One motion to amend in case No. 1022 was filed before this case was tried, and a copy of the motion was in all probability served on counsel for defendant in this case, and service by him accepted, as appears by the files in that case; so that, whatever the facts were as to that matter, they were within the knowledge of counsel, and therefore presumably within the knowledge of his client. If this be true, counsel cannot now seek to have the verdict set aside because of newly discovered evidence.
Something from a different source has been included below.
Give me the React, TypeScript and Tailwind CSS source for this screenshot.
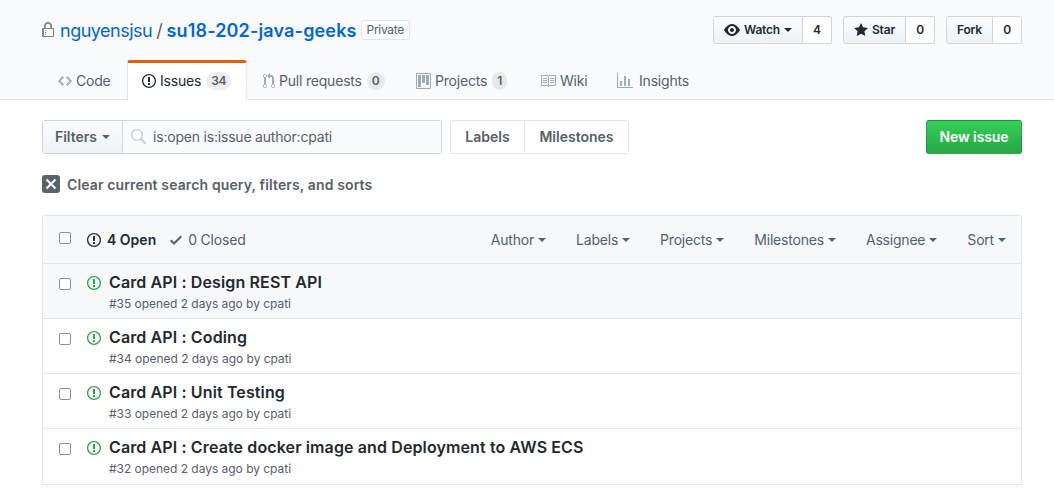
import type { ReactNode } from "react";

const ICONS = {
  lock: { w: 12, d: "M4 13H3v-1h1v1zm8-6v7c0 .55-.45 1-1 1H1c-.55 0-1-.45-1-1V7c0-.55.45-1 1-1h1V4c0-2.2 1.8-4 4-4s4 1.8 4 4v2h1c.55 0 1 .45 1 1zM3.8 6h4.41V4c0-1.22-.98-2.2-2.2-2.2-1.22 0-2.2.98-2.2 2.2v2H3.8zM11 7H2v7h9V7zM4 8H3v1h1V8zm0 2H3v1h1v-1z" },
  code: { w: 14, d: "M9.5 3L8 4.5 11.5 8 8 11.5 9.5 13 14 8 9.5 3zm-5 0L0 8l4.5 5L6 11.5 2.5 8 6 4.5 4.5 3z" },
  issue: { w: 14, d: "M7 2.3c3.14 0 5.7 2.56 5.7 5.7s-2.56 5.7-5.7 5.7A5.71 5.71 0 0 1 1.3 8c0-3.14 2.56-5.7 5.7-5.7zM7 1C3.14 1 0 4.14 0 8s3.14 7 7 7 7-3.14 7-7-3.14-7-7-7zm1 3H6v5h2V4zm0 6H6v2h2v-2z" },
  pull: { w: 12, d: "M11 11.28V5c-.03-.78-.34-1.47-.94-2.06C9.46 2.35 8.78 2.03 8 2H7V0L4 3l3 3V4h1c.27.02.48.11.69.31.21.2.3.42.31.69v6.28A1.993 1.993 0 0 0 10 15a1.993 1.993 0 0 0 1-3.72zm-1 2.92c-.66 0-1.2-.55-1.2-1.2 0-.65.55-1.2 1.2-1.2.65 0 1.2.55 1.2 1.2 0 .65-.55 1.2-1.2 1.2zM4 3c0-1.11-.89-2-2-2a1.993 1.993 0 0 0-1 3.72v6.56A1.993 1.993 0 0 0 2 15a1.993 1.993 0 0 0 1-3.72V4.72c.59-.34 1-.98 1-1.72zm-.8 10c0 .66-.55 1.2-1.2 1.2-.65 0-1.2-.55-1.2-1.2 0-.65.55-1.2 1.2-1.2.65 0 1.2.55 1.2 1.2zM2 4.2C1.34 4.2.8 3.65.8 3c0-.65.55-1.2 1.2-1.2.65 0 1.2.55 1.2 1.2 0 .65-.55 1.2-1.2 1.2z" },
  project: { w: 15, d: "M10 12h3V2h-3v10zm-4-2h3V2H6v8zm-4 4h3V2H2v12zm-1 1h13V1H1v14zM14 0H1a1 1 0 0 0-1 1v14a1 1 0 0 0 1 1h13a1 1 0 0 0 1-1V1a1 1 0 0 0-1-1z" },
  book: { w: 16, d: "M3 5h4v1H3V5zm0 3h4V7H3v1zm0 2h4V9H3v1zm11-5h-4v1h4V5zm0 2h-4v1h4V7zm0 2h-4v1h4V9zm2-6v9c0 .55-.45 1-1 1H9.5l-1 1-1-1H2c-.55 0-1-.45-1-1V3c0-.55.45-1 1-1h5.5l1 1 1-1H15c.55 0 1 .45 1 1zm-8 .5L7.5 3H2v9h6V3.5zm7-.5H9.5l-.5.5V12h6V3z" },
  graph: { w: 16, d: "M16 14v1H0V0h1v14h15zM5 13H3V8h2v5zm4 0H7V3h2v10zm4 0h-2V6h2v7z" },
  eye: { w: 16, d: "M8.06 2C3 2 0 8 0 8s3 6 8.06 6C13 14 16 8 16 8s-3-6-7.94-6zM8 12c-2.2 0-4-1.78-4-4 0-2.2 1.8-4 4-4 2.22 0 4 1.8 4 4 0 2.22-1.78 4-4 4zm2-4c0 1.11-.89 2-2 2-1.11 0-2-.89-2-2 0-1.11.89-2 2-2 1.11 0 2 .89 2 2z" },
  star: { w: 14, d: "M14 6l-4.9-.64L7 1 4.9 5.36 0 6l3.6 3.26L2.67 14 7 11.67 11.33 14l-.93-4.74L14 6z" },
  check: { w: 12, d: "M12 5l-8 8-4-4 1.5-1.5L4 10l6.5-6.5L12 5z" },
  x: { w: 12, d: "M7.48 8l3.75 3.75-1.48 1.48L6 9.48l-3.75 3.75-1.48-1.48L4.52 8 .77 4.25l1.48-1.48L6 6.52l3.75-3.75 1.48 1.48L7.48 8z" },
  search: { w: 16, d: "M15.7 13.3l-3.81-3.83A5.93 5.93 0 0 0 13 6c0-3.31-2.69-6-6-6S1 2.69 1 6s2.69 6 6 6c1.3 0 2.48-.41 3.47-1.11l3.83 3.81c.19.2.45.3.7.3.25 0 .52-.09.7-.3a.996.996 0 0 0 0-1.41v.01zM7 10.7c-2.59 0-4.7-2.11-4.7-4.7 0-2.59 2.11-4.7 4.7-4.7 2.59 0 4.7 2.11 4.7 4.7 0 2.59-2.11 4.7-4.7 4.7z" },
};

function Icon({ name, className }: { name: keyof typeof ICONS; className?: string }) {
  const icon = ICONS[name];
  return (
    <svg width={icon.w} height={16} viewBox={`0 0 ${icon.w} 16`} fill="currentColor" fillRule="evenodd" className={className}>
      <path d={icon.d} />
    </svg>
  );
}

function Caret({ className }: { className?: string }) {
  return <span className={`inline-block border-x-[4px] border-t-[4px] border-x-transparent border-t-current ${className ?? ""}`} />;
}

function Counter({ children }: { children: ReactNode }) {
  return (
    <span className="ml-[5px] rounded-[20px] bg-[#1b1f23]/[0.08] px-[5px] text-[12px] leading-[18px] font-semibold text-[#586069]">
      {children}
    </span>
  );
}

function SocialButton({ children, count, width }: { children: ReactNode; count: number; width: string }) {
  return (
    <div className="flex h-[28px] text-[12px] font-semibold text-[#24292e]">
      <div className={`flex items-center justify-center rounded-l-[3px] border border-[#d1d5da] bg-gradient-to-b from-[#fafbfc] to-[#eff3f6] ${width}`}>
        {children}
      </div>
      <div className="flex w-[29px] items-center justify-center rounded-r-[3px] border border-l-0 border-[#d1d5da] bg-white">
        {count}
      </div>
    </div>
  );
}

function Tab({ icon, label, count, width, gap = "mr-[4px]" }: { icon: keyof typeof ICONS; label: string; count?: number; width: string; gap?: string }) {
  return (
    <div className={`flex h-[40px] items-center pt-[1px] text-[14px] text-[#586069] ${width}`}>
      <Icon name={icon} className={`text-[#a3aab1] ${gap}`} />
      {label}
      {count !== undefined && <Counter>{count}</Counter>}
    </div>
  );
}

const SORTS = [
  { label: "Author", gap: "mr-[30px]" },
  { label: "Labels", gap: "mr-[30px]" },
  { label: "Projects", gap: "mr-[30px]" },
  { label: "Milestones", gap: "mr-[30px]" },
  { label: "Assignee", gap: "mr-[30px]" },
  { label: "Sort", gap: "" },
];

const ISSUES = [
  { num: 35, title: "Card API : Design REST API", hover: true },
  { num: 34, title: "Card API : Coding" },
  { num: 33, title: "Card API : Unit Testing" },
  { num: 32, title: "Card API : Create docker image and Deployment to AWS ECS" },
];

function Checkbox({ className }: { className?: string }) {
  return <span className={`block h-[12px] w-[12px] rounded-[2px] border border-[#8f8f8f] bg-white ${className ?? ""}`} />;
}

export default function App() {
  return (
    <div className="h-[502px] w-[1054px] overflow-hidden bg-white font-['Inter','Liberation_Sans',sans-serif] text-[14px] tracking-[-0.2px] text-[#24292e]">
      {/* repo header */}
      <div className="h-[100px] border-b border-[#e1e4e8] bg-[#fafbfc]">
        <div className="flex items-start justify-between pt-[16px] pr-[32px] pl-[42px]">
          <div className="flex h-[28px] items-center">
            <Icon name="lock" className="mr-[6px] text-[#7d848b]" />
            <span className="text-[18px] tracking-[-0.5px] text-[#0366d6]">nguyensjsu</span>
            <span className="mx-[4px] text-[18px] text-[#586069]">/</span>
            <span className="text-[18px] font-semibold tracking-[0.15px] text-[#0366d6]">su18-202-java-geeks</span>
            <span className="ml-[4px] rounded-[3px] border border-[#e1e4e8] px-[5px] text-[12px] leading-[18px] tracking-[-0.3px] text-[#586069]">Private</span>
          </div>
          <div className="flex gap-[11px]">
            <SocialButton count={4} width="w-[90px]">
              <Icon name="eye" className="mr-[4px]" />
              Watch
              <Caret className="ml-[4px]" />
            </SocialButton>
            <SocialButton count={0} width="w-[63px]">
              <Icon name="star" className="mr-[4px]" />
              Star
            </SocialButton>
            <SocialButton count={0} width="w-[47px]">
              Fork
            </SocialButton>
          </div>
        </div>
        <div className="mt-[16px] flex items-start pl-[58px]">
          <Tab icon="code" label="Code" width="w-[69px]" />
          <div className="relative z-10 flex h-[40px] w-[120px] items-center rounded-t-[3px] border-x border-[#e1e4e8] border-t-[3px] border-t-[#e36209] bg-white pb-[2px] pl-[14px] text-[14px]">
            <Icon name="issue" className="mr-[4px]" />
            Issues
            <Counter>34</Counter>
          </div>
          <div className="w-[16px]" />
          <Tab icon="pull" label="Pull requests" count={0} width="w-[153px]" />
          <Tab icon="project" label="Projects" count={1} width="w-[124px]" />
          <Tab icon="book" label="Wiki" width="w-[77px]" />
          <Tab icon="graph" label="Insights" width="" gap="mr-[6px]" />
        </div>
      </div>

      {/* filters */}
      <div className="flex items-start pt-[20px] pr-[32px] pl-[42px]">
        <div className="flex h-[34px] w-[400px] rounded-[3px] border border-[#d1d5da]">
          <div className="flex w-[80px] items-center justify-center border-r border-[#d1d5da] bg-gradient-to-b from-[#fafbfc] to-[#eff3f6] pb-[1px] font-semibold tracking-[0px] text-[#586069]">
            Filters
            <Caret className="ml-[5px]" />
          </div>
          <div className="flex flex-1 items-center bg-[#fafbfc] pb-[1px] pl-[7px] text-[#586069]">
            <Icon name="search" className="mr-[7px] text-[#c6cbd1]" />
            is:open is:issue author:cpati
          </div>
        </div>
        <div className="ml-[8px] flex h-[34px] w-[179px] rounded-[3px] border border-[#e1e4e8] pb-[1px] font-semibold tracking-[0px] text-[#586069]">
          <div className="flex w-[74px] items-center justify-center border-r border-[#e1e4e8]">Labels</div>
          <div className="flex flex-1 items-center justify-center">Milestones</div>
        </div>
        <div className="ml-auto flex h-[34px] w-[96px] items-center justify-center rounded-[3px] border border-[#1b1f23]/20 bg-gradient-to-b from-[#34d058] to-[#28a745] pb-[1px] font-semibold tracking-[-0.1px] text-white">
          New issue
        </div>
      </div>

      {/* clear filter */}
      <div className="mt-[21px] ml-[42px] flex h-[18px] items-center font-semibold tracking-[0.13px] text-[#586069]">
        <span className="mr-[7px] flex h-[18px] w-[18px] items-center justify-center rounded-[3px] bg-[#586069] text-white">
          <Icon name="x" />
        </span>
        Clear current search query, filters, and sorts
      </div>

      {/* issue list */}
      <div className="mt-[22px] mr-[32px] ml-[42px] rounded-t-[3px] border border-[#e1e4e8]">
        <div className="flex h-[48px] items-center border-b border-[#e1e4e8] bg-[#f6f8fa] pr-[15px] pl-[16px]">
          <Checkbox className="mb-[3px]" />
          <Icon name="issue" className="ml-[16px]" />
          <span className="ml-[6px] font-semibold tracking-[0px]">4 Open</span>
          <Icon name="check" className="ml-[14px] text-[#586069]" />
          <span className="ml-[6px] text-[#586069]">0 Closed</span>
          <div className="ml-auto flex items-center text-[#586069]">
            {SORTS.map((s) => (
              <span key={s.label} className={`flex items-center ${s.gap}`}>
                {s.label}
                <Caret className="ml-[4px]" />
              </span>
            ))}
          </div>
        </div>
        {ISSUES.map((issue) => (
          <div
            key={issue.num}
            className={`flex h-[55px] border-b border-[#e1e4e8] pt-[8px] pl-[16px] last:border-b-0 ${issue.hover ? "bg-[#f6f8fa]" : "bg-white"}`}
          >
            <Checkbox className="mt-[6px]" />
            <Icon name="issue" className="mt-[3px] ml-[16px] text-[#28a745]" />
            <div className="ml-[8px]">
              <div className="text-[16px] leading-[20px] font-semibold tracking-[0.12px]">{issue.title}</div>
              <div className="mt-[4px] text-[12px] leading-[16px] tracking-[-0.03px] text-[#586069]">
                #{issue.num} opened 2 days ago by cpati
              </div>
            </div>
          </div>
        ))}
      </div>
    </div>
  );
}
Newly discovered evidence means evidence discovered since the last trial.

Evidence known to a party but not to his attorney, or vice versa, is not newly discovered evidence. Isaacs v. People, 118 III. 538, 8 N. E. 821; Pace v. State, 63 Ga. 159; Russell v. Oliver, 78 Tex. 11, 14 S. W. 264.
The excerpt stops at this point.